PROBLEM TO SOLVE
Reproduce the listing below exactly, minus its pictures.

-- begin MATERIAL FOR THIS TASK --

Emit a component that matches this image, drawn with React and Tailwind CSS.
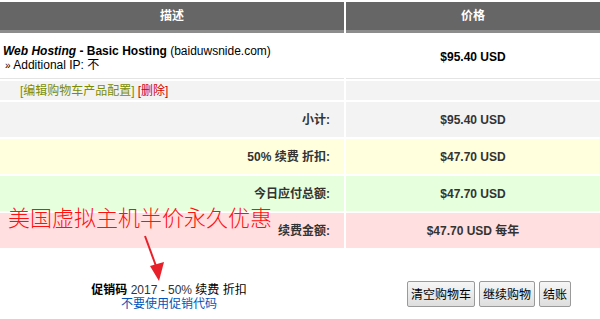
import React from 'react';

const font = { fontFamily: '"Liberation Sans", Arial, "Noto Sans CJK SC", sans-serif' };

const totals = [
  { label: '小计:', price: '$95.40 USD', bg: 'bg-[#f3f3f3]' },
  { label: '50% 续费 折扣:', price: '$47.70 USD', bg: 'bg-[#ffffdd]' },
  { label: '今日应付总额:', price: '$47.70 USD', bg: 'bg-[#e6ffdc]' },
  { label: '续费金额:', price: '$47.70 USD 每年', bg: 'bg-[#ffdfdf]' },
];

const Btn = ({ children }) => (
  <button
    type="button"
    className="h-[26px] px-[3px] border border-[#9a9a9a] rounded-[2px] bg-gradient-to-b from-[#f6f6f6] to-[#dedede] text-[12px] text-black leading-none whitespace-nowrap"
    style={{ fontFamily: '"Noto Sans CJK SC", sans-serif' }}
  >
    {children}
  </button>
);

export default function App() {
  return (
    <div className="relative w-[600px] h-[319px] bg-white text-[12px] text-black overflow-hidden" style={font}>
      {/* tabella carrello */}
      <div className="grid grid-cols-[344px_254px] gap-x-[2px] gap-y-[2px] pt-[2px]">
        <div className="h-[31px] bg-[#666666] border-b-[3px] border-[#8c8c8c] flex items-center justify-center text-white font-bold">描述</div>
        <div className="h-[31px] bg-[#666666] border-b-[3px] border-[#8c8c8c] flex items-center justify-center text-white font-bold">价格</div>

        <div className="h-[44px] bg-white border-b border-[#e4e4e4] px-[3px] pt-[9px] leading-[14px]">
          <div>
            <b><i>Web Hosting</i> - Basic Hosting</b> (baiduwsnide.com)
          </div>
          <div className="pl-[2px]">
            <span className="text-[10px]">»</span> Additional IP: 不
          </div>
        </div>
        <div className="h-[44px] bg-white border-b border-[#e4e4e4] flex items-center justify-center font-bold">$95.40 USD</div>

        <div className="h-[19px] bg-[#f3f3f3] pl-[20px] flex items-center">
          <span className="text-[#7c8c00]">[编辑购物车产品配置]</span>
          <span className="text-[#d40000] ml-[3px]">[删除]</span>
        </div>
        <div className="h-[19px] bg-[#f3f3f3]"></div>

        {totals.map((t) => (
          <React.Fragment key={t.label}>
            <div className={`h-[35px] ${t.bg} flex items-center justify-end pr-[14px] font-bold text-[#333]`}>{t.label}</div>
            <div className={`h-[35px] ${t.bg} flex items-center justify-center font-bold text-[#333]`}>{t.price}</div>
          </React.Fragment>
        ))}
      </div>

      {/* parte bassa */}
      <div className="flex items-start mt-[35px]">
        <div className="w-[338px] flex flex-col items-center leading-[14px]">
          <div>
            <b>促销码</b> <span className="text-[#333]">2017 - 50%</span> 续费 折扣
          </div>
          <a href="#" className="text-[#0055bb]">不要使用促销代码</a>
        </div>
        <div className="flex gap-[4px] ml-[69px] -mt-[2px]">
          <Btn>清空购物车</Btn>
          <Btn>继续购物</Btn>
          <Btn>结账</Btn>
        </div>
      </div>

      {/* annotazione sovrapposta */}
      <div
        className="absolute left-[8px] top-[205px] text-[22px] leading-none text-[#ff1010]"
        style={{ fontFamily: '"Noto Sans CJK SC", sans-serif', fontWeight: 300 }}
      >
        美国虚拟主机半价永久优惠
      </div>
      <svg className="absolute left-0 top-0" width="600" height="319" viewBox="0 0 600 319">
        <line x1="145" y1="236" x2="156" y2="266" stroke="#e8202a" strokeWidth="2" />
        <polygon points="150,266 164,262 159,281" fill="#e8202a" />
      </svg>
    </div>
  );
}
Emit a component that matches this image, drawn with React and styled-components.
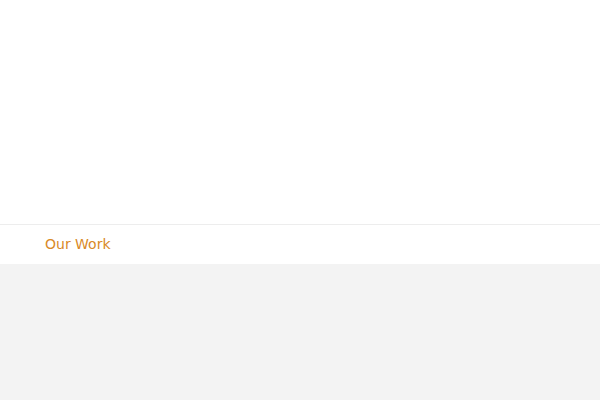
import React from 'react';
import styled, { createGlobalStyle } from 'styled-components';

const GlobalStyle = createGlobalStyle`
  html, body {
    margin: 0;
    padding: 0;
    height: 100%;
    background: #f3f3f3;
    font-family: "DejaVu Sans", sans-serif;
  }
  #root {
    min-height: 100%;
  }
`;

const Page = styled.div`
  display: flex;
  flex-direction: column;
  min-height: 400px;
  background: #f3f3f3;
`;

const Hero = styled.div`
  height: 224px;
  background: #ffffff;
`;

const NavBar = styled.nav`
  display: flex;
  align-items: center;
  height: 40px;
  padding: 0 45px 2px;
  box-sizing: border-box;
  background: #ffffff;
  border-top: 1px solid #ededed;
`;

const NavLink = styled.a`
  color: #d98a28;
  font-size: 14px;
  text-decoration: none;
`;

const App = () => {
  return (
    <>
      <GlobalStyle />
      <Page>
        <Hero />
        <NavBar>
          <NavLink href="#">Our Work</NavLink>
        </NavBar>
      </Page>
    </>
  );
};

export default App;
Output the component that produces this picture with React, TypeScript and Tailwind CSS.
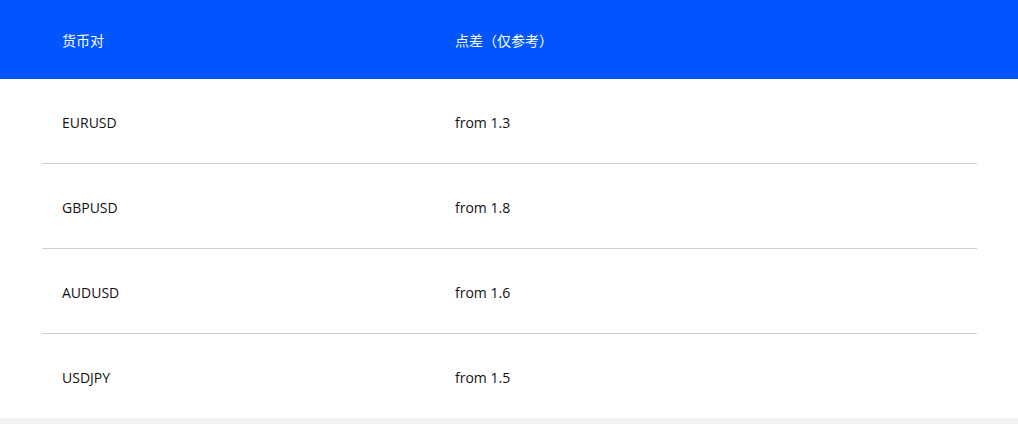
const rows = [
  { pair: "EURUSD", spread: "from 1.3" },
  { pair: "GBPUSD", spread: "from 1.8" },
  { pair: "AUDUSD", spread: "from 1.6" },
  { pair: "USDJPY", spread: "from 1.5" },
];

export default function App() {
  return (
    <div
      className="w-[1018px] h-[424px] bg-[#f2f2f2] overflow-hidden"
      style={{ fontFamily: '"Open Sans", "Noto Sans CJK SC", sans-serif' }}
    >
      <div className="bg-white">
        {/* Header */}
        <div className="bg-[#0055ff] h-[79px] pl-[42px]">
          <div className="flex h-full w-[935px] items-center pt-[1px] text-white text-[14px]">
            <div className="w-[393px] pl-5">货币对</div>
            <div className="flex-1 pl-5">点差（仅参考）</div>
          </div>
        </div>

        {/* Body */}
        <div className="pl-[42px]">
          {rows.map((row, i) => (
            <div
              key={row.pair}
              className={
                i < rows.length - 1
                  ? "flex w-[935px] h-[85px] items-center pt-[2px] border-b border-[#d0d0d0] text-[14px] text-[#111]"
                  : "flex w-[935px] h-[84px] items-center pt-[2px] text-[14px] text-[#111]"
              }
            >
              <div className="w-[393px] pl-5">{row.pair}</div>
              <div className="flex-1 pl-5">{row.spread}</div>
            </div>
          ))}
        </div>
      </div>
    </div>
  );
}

-- end MATERIAL FOR THIS TASK --

COMPLETE RESPONSE
Emit a component that matches this image, drawn with React and Tailwind CSS.
import React from 'react';

const font = { fontFamily: '"Liberation Sans", Arial, "Noto Sans CJK SC", sans-serif' };

const totals = [
  { label: '小计:', price: '$95.40 USD', bg: 'bg-[#f3f3f3]' },
  { label: '50% 续费 折扣:', price: '$47.70 USD', bg: 'bg-[#ffffdd]' },
  { label: '今日应付总额:', price: '$47.70 USD', bg: 'bg-[#e6ffdc]' },
  { label: '续费金额:', price: '$47.70 USD 每年', bg: 'bg-[#ffdfdf]' },
];

const Btn = ({ children }) => (
  <button
    type="button"
    className="h-[26px] px-[3px] border border-[#9a9a9a] rounded-[2px] bg-gradient-to-b from-[#f6f6f6] to-[#dedede] text-[12px] text-black leading-none whitespace-nowrap"
    style={{ fontFamily: '"Noto Sans CJK SC", sans-serif' }}
  >
    {children}
  </button>
);

export default function App() {
  return (
    <div className="relative w-[600px] h-[319px] bg-white text-[12px] text-black overflow-hidden" style={font}>
      {/* tabella carrello */}
      <div className="grid grid-cols-[344px_254px] gap-x-[2px] gap-y-[2px] pt-[2px]">
        <div className="h-[31px] bg-[#666666] border-b-[3px] border-[#8c8c8c] flex items-center justify-center text-white font-bold">描述</div>
        <div className="h-[31px] bg-[#666666] border-b-[3px] border-[#8c8c8c] flex items-center justify-center text-white font-bold">价格</div>

        <div className="h-[44px] bg-white border-b border-[#e4e4e4] px-[3px] pt-[9px] leading-[14px]">
          <div>
            <b><i>Web Hosting</i> - Basic Hosting</b> (baiduwsnide.com)
          </div>
          <div className="pl-[2px]">
            <span className="text-[10px]">»</span> Additional IP: 不
          </div>
        </div>
        <div className="h-[44px] bg-white border-b border-[#e4e4e4] flex items-center justify-center font-bold">$95.40 USD</div>

        <div className="h-[19px] bg-[#f3f3f3] pl-[20px] flex items-center">
          <span className="text-[#7c8c00]">[编辑购物车产品配置]</span>
          <span className="text-[#d40000] ml-[3px]">[删除]</span>
        </div>
        <div className="h-[19px] bg-[#f3f3f3]"></div>

        {totals.map((t) => (
          <React.Fragment key={t.label}>
            <div className={`h-[35px] ${t.bg} flex items-center justify-end pr-[14px] font-bold text-[#333]`}>{t.label}</div>
            <div className={`h-[35px] ${t.bg} flex items-center justify-center font-bold text-[#333]`}>{t.price}</div>
          </React.Fragment>
        ))}
      </div>

      {/* parte bassa */}
      <div className="flex items-start mt-[35px]">
        <div className="w-[338px] flex flex-col items-center leading-[14px]">
          <div>
            <b>促销码</b> <span className="text-[#333]">2017 - 50%</span> 续费 折扣
          </div>
          <a href="#" className="text-[#0055bb]">不要使用促销代码</a>
        </div>
        <div className="flex gap-[4px] ml-[69px] -mt-[2px]">
          <Btn>清空购物车</Btn>
          <Btn>继续购物</Btn>
          <Btn>结账</Btn>
        </div>
      </div>

      {/* annotazione sovrapposta */}
      <div
        className="absolute left-[8px] top-[205px] text-[22px] leading-none text-[#ff1010]"
        style={{ fontFamily: '"Noto Sans CJK SC", sans-serif', fontWeight: 300 }}
      >
        美国虚拟主机半价永久优惠
      </div>
      <svg className="absolute left-0 top-0" width="600" height="319" viewBox="0 0 600 319">
        <line x1="145" y1="236" x2="156" y2="266" stroke="#e8202a" strokeWidth="2" />
        <polygon points="150,266 164,262 159,281" fill="#e8202a" />
      </svg>
    </div>
  );
}
Emit a component that matches this image, drawn with React and styled-components.
import React from 'react';
import styled, { createGlobalStyle } from 'styled-components';

const GlobalStyle = createGlobalStyle`
  html, body {
    margin: 0;
    padding: 0;
    height: 100%;
    background: #f3f3f3;
    font-family: "DejaVu Sans", sans-serif;
  }
  #root {
    min-height: 100%;
  }
`;

const Page = styled.div`
  display: flex;
  flex-direction: column;
  min-height: 400px;
  background: #f3f3f3;
`;

const Hero = styled.div`
  height: 224px;
  background: #ffffff;
`;

const NavBar = styled.nav`
  display: flex;
  align-items: center;
  height: 40px;
  padding: 0 45px 2px;
  box-sizing: border-box;
  background: #ffffff;
  border-top: 1px solid #ededed;
`;

const NavLink = styled.a`
  color: #d98a28;
  font-size: 14px;
  text-decoration: none;
`;

const App = () => {
  return (
    <>
      <GlobalStyle />
      <Page>
        <Hero />
        <NavBar>
          <NavLink href="#">Our Work</NavLink>
        </NavBar>
      </Page>
    </>
  );
};

export default App;
Output the component that produces this picture with React, TypeScript and Tailwind CSS.
const rows = [
  { pair: "EURUSD", spread: "from 1.3" },
  { pair: "GBPUSD", spread: "from 1.8" },
  { pair: "AUDUSD", spread: "from 1.6" },
  { pair: "USDJPY", spread: "from 1.5" },
];

export default function App() {
  return (
    <div
      className="w-[1018px] h-[424px] bg-[#f2f2f2] overflow-hidden"
      style={{ fontFamily: '"Open Sans", "Noto Sans CJK SC", sans-serif' }}
    >
      <div className="bg-white">
        {/* Header */}
        <div className="bg-[#0055ff] h-[79px] pl-[42px]">
          <div className="flex h-full w-[935px] items-center pt-[1px] text-white text-[14px]">
            <div className="w-[393px] pl-5">货币对</div>
            <div className="flex-1 pl-5">点差（仅参考）</div>
          </div>
        </div>

        {/* Body */}
        <div className="pl-[42px]">
          {rows.map((row, i) => (
            <div
              key={row.pair}
              className={
                i < rows.length - 1
                  ? "flex w-[935px] h-[85px] items-center pt-[2px] border-b border-[#d0d0d0] text-[14px] text-[#111]"
                  : "flex w-[935px] h-[84px] items-center pt-[2px] text-[14px] text-[#111]"
              }
            >
              <div className="w-[393px] pl-5">{row.pair}</div>
              <div className="flex-1 pl-5">{row.spread}</div>
            </div>
          ))}
        </div>
      </div>
    </div>
  );
}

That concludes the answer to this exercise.